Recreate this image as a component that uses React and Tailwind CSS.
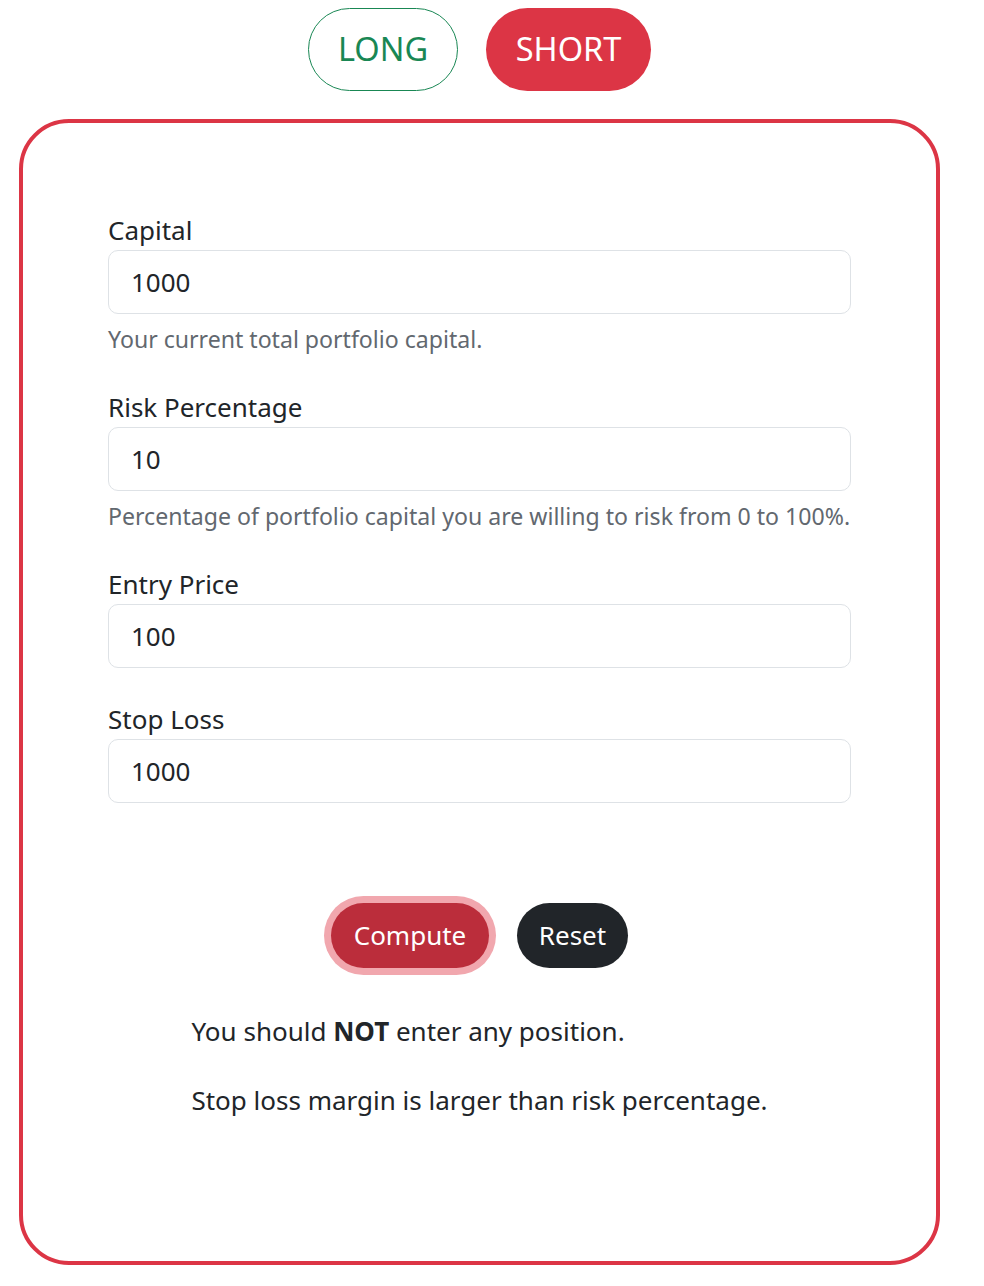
import React from 'react';

const font = { fontFamily: '"Noto Sans", "Open Sans", sans-serif' };

const Field = ({ label, value, help, first }) => (
    <div className={first ? '' : 'mt-[32px]'}>
        <label className="block text-[26px] leading-[39px] text-[#212529]">{label}</label>
        <input
            readOnly
            value={value}
            className="block w-full h-[64px] px-[22px] text-[26px] text-[#212529] bg-white border border-[#dee2e6] rounded-[10px] outline-none"
        />
        {help && (
            <div className="mt-[8px] text-[23.1px] leading-[34px] text-[#62686f] whitespace-nowrap">{help}</div>
        )}
    </div>
);

const App = () => (
    <div className="w-[921px] ml-[19px] bg-white" style={font}>
        <div className="pt-[8px] flex justify-center gap-[28px]">
            <button className="h-[83px] w-[150px] rounded-full border border-[#198754] text-[#198754] text-[32.5px]">
                LONG
            </button>
            <button className="h-[83px] w-[165px] rounded-full bg-[#dc3545] text-white text-[32.5px]">
                SHORT
            </button>
        </div>

        <div className="mt-[28px] border-4 border-[#dc3545] rounded-[50px] px-[85px] pt-[88px] pb-[141px]">
            <Field first label="Capital" value="1000" help="Your current total portfolio capital." />
            <Field
                label="Risk Percentage"
                value="10"
                help="Percentage of portfolio capital you are willing to risk from 0 to 100%."
            />
            <Field label="Entry Price" value="100" />
            <Field label="Stop Loss" value="1000" />

            <div className="mt-[100px] flex justify-center gap-[28px]">
                <button className="h-[65px] w-[158px] rounded-full bg-[#bb2d3b] text-white text-[26px] ring-[7px] ring-[#f1a7ae]">
                    Compute
                </button>
                <button className="h-[65px] w-[111px] rounded-full bg-[#212529] text-white text-[26px]">
                    Reset
                </button>
            </div>

            <div className="mt-[44px] mx-auto w-fit text-[26px] leading-[39px] text-[#212529]">
                <p>You should <b>NOT</b> enter any position.</p>
                <p className="mt-[30px]">Stop loss margin is larger than risk percentage.</p>
            </div>
        </div>
    </div>
);

export default App;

......

Given request: Drop the images and repeat the data exactly.

Exercise output:
Recreate this image as a component that uses React and Tailwind CSS.
import React from 'react';

const font = { fontFamily: '"Noto Sans", "Open Sans", sans-serif' };

const Field = ({ label, value, help, first }) => (
    <div className={first ? '' : 'mt-[32px]'}>
        <label className="block text-[26px] leading-[39px] text-[#212529]">{label}</label>
        <input
            readOnly
            value={value}
            className="block w-full h-[64px] px-[22px] text-[26px] text-[#212529] bg-white border border-[#dee2e6] rounded-[10px] outline-none"
        />
        {help && (
            <div className="mt-[8px] text-[23.1px] leading-[34px] text-[#62686f] whitespace-nowrap">{help}</div>
        )}
    </div>
);

const App = () => (
    <div className="w-[921px] ml-[19px] bg-white" style={font}>
        <div className="pt-[8px] flex justify-center gap-[28px]">
            <button className="h-[83px] w-[150px] rounded-full border border-[#198754] text-[#198754] text-[32.5px]">
                LONG
            </button>
            <button className="h-[83px] w-[165px] rounded-full bg-[#dc3545] text-white text-[32.5px]">
                SHORT
            </button>
        </div>

        <div className="mt-[28px] border-4 border-[#dc3545] rounded-[50px] px-[85px] pt-[88px] pb-[141px]">
            <Field first label="Capital" value="1000" help="Your current total portfolio capital." />
            <Field
                label="Risk Percentage"
                value="10"
                help="Percentage of portfolio capital you are willing to risk from 0 to 100%."
            />
            <Field label="Entry Price" value="100" />
            <Field label="Stop Loss" value="1000" />

            <div className="mt-[100px] flex justify-center gap-[28px]">
                <button className="h-[65px] w-[158px] rounded-full bg-[#bb2d3b] text-white text-[26px] ring-[7px] ring-[#f1a7ae]">
                    Compute
                </button>
                <button className="h-[65px] w-[111px] rounded-full bg-[#212529] text-white text-[26px]">
                    Reset
                </button>
            </div>

            <div className="mt-[44px] mx-auto w-fit text-[26px] leading-[39px] text-[#212529]">
                <p>You should <b>NOT</b> enter any position.</p>
                <p className="mt-[30px]">Stop loss margin is larger than risk percentage.</p>
            </div>
        </div>
    </div>
);

export default App;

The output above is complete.